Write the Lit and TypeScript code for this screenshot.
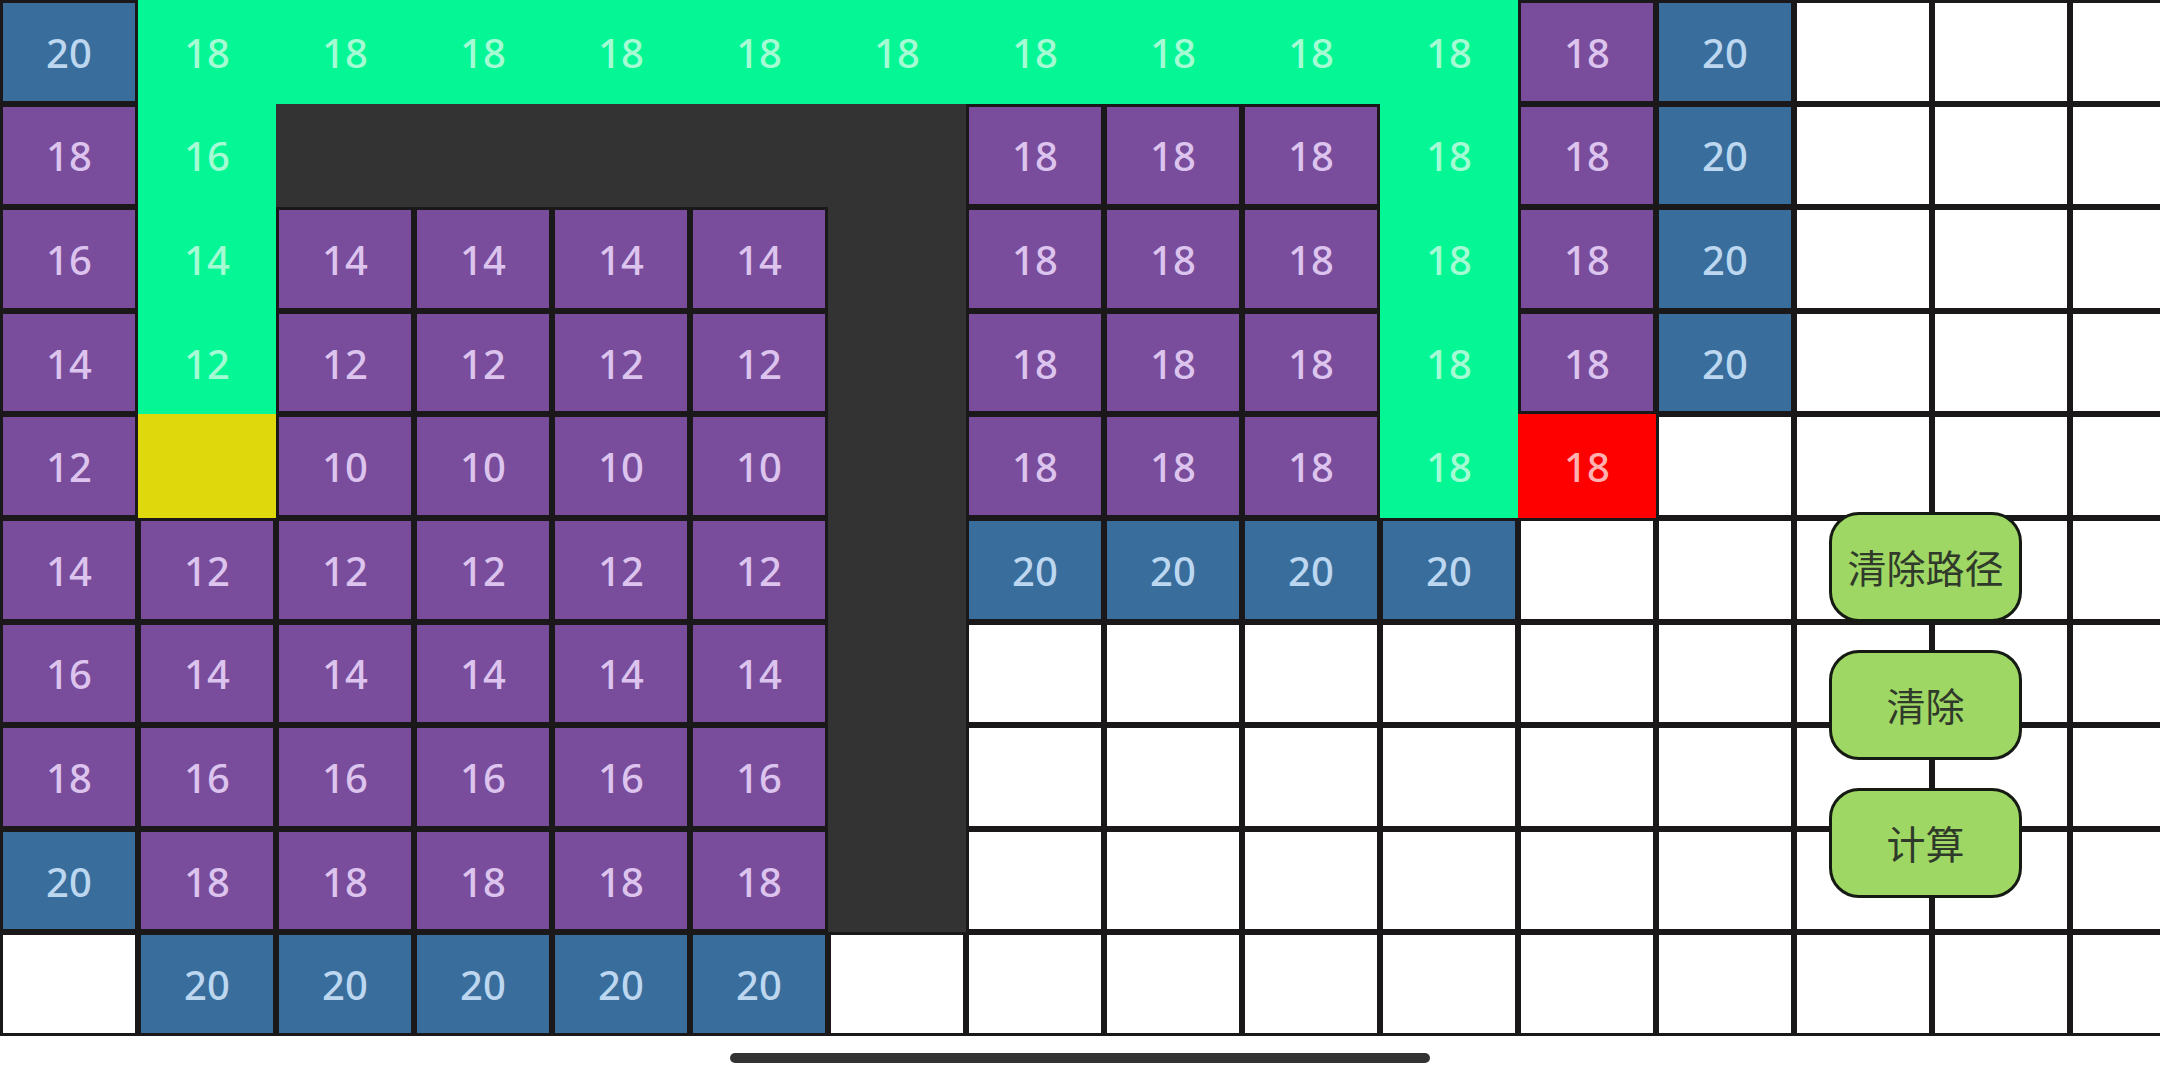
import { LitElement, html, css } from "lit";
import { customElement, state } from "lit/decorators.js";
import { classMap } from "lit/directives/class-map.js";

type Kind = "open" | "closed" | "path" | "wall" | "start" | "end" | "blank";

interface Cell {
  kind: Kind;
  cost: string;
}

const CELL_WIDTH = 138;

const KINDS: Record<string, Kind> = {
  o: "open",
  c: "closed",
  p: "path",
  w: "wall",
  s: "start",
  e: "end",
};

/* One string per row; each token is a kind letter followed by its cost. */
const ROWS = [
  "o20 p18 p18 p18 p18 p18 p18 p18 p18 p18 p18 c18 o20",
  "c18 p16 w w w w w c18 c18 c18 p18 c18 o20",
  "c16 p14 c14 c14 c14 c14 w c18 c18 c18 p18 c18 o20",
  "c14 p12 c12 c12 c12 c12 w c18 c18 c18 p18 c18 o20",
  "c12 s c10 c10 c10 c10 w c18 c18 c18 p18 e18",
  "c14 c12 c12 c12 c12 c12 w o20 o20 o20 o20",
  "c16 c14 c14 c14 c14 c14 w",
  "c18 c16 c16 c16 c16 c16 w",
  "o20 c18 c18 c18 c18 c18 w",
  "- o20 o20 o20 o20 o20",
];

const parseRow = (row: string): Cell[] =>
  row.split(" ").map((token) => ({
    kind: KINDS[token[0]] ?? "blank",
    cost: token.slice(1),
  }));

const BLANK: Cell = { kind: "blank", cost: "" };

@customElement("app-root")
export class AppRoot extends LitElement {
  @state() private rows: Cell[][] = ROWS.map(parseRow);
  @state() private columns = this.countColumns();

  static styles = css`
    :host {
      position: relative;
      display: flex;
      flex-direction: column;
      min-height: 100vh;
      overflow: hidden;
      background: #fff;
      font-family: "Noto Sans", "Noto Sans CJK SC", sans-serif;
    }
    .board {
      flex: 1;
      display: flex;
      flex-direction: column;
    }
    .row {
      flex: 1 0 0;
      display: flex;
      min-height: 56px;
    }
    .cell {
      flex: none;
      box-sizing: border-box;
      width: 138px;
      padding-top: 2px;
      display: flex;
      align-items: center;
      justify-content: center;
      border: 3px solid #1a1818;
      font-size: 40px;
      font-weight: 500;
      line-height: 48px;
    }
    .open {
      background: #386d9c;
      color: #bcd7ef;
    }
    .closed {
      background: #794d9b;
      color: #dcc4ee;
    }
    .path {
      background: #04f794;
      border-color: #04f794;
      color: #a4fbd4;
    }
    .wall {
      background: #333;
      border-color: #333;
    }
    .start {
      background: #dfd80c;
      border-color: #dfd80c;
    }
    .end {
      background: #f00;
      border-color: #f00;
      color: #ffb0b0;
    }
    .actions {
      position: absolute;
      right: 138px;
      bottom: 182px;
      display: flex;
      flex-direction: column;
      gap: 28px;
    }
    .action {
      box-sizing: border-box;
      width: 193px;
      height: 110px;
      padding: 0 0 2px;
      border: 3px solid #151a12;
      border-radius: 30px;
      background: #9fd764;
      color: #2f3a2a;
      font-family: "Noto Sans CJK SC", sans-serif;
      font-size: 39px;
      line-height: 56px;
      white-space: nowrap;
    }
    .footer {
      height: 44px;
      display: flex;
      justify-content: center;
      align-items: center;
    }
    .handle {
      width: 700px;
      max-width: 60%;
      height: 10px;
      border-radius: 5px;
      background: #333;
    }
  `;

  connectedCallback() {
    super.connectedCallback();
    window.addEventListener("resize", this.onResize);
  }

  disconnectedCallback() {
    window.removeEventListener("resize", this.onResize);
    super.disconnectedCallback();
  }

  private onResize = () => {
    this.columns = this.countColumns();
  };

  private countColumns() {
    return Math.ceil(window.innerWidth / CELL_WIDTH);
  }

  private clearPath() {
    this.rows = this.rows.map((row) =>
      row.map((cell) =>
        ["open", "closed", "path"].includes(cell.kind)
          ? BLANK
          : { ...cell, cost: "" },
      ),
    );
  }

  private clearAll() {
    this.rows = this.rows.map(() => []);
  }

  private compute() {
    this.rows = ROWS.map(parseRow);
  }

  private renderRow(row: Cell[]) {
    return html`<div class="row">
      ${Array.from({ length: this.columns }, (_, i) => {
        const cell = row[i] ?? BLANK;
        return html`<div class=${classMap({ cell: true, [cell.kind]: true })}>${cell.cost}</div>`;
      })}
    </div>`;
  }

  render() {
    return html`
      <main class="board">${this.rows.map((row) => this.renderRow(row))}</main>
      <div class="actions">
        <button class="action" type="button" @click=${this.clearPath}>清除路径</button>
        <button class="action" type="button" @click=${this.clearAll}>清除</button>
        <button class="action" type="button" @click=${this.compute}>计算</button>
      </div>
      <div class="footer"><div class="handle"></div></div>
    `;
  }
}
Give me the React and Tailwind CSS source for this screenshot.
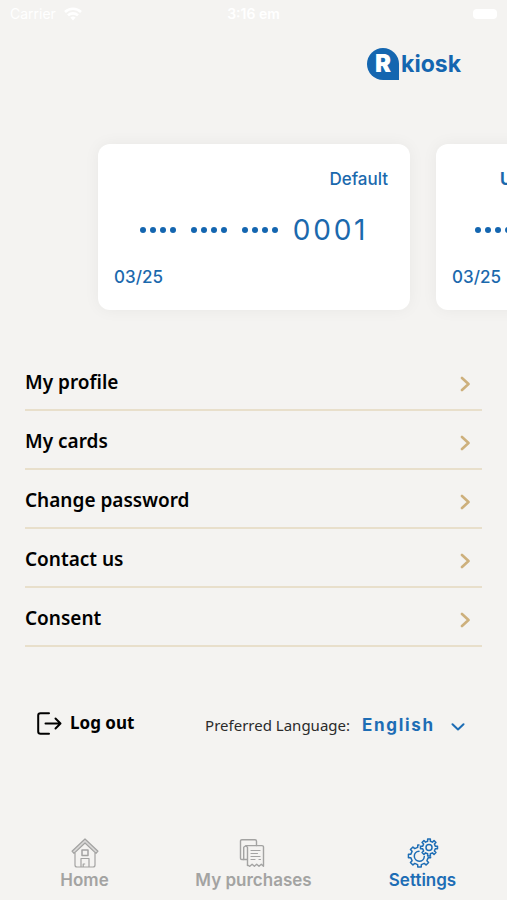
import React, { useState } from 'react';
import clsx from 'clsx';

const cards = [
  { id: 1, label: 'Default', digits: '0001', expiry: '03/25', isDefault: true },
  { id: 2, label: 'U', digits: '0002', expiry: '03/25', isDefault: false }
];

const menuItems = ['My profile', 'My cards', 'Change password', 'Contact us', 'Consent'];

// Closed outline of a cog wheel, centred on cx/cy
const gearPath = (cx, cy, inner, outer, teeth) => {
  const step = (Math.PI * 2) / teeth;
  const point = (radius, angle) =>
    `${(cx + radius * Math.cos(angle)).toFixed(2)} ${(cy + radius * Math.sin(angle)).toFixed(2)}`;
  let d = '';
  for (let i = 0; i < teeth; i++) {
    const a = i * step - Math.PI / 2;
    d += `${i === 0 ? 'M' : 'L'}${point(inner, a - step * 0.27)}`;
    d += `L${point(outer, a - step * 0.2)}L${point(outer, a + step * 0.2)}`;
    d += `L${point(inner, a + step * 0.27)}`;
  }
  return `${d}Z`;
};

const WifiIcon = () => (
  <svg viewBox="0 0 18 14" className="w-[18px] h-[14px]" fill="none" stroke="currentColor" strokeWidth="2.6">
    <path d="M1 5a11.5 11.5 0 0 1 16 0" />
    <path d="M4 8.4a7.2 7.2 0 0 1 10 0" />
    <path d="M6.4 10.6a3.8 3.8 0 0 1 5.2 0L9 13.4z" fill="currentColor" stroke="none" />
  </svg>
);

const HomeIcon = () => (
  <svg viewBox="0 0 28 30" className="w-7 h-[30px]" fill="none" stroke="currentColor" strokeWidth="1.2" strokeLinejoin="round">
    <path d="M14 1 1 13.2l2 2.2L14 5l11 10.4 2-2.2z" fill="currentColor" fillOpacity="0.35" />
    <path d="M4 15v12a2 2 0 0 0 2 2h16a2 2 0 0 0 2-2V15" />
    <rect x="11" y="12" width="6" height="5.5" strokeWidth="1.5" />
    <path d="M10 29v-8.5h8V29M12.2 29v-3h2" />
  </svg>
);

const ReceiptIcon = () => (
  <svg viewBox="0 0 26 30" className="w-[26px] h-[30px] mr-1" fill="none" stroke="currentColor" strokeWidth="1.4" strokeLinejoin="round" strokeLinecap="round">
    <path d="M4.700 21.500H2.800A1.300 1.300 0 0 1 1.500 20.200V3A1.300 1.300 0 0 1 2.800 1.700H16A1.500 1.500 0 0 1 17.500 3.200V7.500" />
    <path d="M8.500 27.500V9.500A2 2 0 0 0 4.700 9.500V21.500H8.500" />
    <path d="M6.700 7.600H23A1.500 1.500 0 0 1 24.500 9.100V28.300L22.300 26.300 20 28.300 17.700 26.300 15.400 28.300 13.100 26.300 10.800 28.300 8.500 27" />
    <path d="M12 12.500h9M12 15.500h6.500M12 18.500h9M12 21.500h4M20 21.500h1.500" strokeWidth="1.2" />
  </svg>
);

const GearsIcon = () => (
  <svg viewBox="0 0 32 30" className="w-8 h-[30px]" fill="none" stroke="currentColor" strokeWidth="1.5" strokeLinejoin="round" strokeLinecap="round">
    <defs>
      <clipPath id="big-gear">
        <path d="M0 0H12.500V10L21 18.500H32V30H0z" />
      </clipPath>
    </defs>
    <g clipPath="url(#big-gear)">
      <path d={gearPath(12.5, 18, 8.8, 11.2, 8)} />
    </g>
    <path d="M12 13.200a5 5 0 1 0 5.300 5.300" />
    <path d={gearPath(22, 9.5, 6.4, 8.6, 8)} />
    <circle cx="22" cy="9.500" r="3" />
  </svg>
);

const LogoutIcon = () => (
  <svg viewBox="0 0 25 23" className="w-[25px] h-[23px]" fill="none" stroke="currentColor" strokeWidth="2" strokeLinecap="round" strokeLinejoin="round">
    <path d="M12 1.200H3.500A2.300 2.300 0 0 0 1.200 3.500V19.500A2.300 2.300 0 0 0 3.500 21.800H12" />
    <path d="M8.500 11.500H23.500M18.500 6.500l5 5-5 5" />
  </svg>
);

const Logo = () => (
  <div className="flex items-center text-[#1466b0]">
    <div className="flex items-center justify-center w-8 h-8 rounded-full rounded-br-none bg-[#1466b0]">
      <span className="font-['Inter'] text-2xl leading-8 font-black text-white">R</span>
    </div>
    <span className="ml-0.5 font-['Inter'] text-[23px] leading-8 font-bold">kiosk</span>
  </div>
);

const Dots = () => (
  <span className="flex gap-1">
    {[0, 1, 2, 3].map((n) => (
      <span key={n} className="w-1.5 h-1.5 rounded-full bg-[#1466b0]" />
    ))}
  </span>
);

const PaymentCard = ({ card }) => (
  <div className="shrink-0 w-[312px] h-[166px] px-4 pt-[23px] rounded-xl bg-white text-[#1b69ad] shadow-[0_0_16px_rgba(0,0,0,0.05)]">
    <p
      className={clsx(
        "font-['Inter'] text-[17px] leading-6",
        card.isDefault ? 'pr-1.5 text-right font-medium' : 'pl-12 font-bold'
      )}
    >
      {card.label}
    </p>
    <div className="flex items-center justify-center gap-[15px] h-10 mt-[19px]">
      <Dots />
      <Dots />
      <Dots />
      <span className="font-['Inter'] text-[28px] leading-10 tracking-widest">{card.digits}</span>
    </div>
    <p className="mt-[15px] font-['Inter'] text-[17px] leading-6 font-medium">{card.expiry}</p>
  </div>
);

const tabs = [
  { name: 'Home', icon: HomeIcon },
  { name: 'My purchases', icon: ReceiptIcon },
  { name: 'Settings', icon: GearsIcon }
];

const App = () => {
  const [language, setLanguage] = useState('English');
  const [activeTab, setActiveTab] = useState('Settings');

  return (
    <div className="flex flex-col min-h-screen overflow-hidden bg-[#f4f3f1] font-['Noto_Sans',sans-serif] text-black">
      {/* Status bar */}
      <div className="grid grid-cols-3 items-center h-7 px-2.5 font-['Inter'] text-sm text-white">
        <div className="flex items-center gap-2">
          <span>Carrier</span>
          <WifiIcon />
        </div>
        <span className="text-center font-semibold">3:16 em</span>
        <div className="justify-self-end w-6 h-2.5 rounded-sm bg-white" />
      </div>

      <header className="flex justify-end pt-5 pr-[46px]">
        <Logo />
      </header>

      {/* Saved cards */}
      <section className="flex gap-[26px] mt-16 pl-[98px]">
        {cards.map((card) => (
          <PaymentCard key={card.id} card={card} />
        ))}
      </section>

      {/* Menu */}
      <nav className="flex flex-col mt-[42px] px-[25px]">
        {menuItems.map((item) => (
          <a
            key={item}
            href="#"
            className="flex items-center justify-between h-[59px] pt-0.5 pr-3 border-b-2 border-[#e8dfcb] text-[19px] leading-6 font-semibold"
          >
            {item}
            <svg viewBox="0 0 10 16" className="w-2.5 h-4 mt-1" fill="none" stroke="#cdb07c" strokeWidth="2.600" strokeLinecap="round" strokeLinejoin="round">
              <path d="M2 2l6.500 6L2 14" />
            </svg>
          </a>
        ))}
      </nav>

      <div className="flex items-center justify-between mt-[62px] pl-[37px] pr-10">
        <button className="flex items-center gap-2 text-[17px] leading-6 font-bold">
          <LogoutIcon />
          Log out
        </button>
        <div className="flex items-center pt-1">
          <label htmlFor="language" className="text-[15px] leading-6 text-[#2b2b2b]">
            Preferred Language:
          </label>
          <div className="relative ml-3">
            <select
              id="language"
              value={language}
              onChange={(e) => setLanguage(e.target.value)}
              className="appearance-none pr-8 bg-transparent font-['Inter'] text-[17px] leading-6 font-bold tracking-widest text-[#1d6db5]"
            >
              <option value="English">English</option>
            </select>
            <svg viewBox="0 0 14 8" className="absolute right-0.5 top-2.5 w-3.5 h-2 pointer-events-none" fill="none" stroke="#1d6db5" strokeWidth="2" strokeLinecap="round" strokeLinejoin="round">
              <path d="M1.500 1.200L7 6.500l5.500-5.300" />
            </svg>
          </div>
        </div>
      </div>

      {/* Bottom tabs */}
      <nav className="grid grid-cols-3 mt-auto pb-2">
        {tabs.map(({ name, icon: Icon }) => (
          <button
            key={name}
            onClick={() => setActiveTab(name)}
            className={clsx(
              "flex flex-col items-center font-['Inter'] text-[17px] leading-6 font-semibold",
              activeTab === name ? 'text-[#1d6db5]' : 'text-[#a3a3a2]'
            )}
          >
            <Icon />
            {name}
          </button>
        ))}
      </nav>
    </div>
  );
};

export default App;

········

Work to do: Make a tally of the lines in this data that include the string "screenshot", and answer with that tally alone.

Written response: 2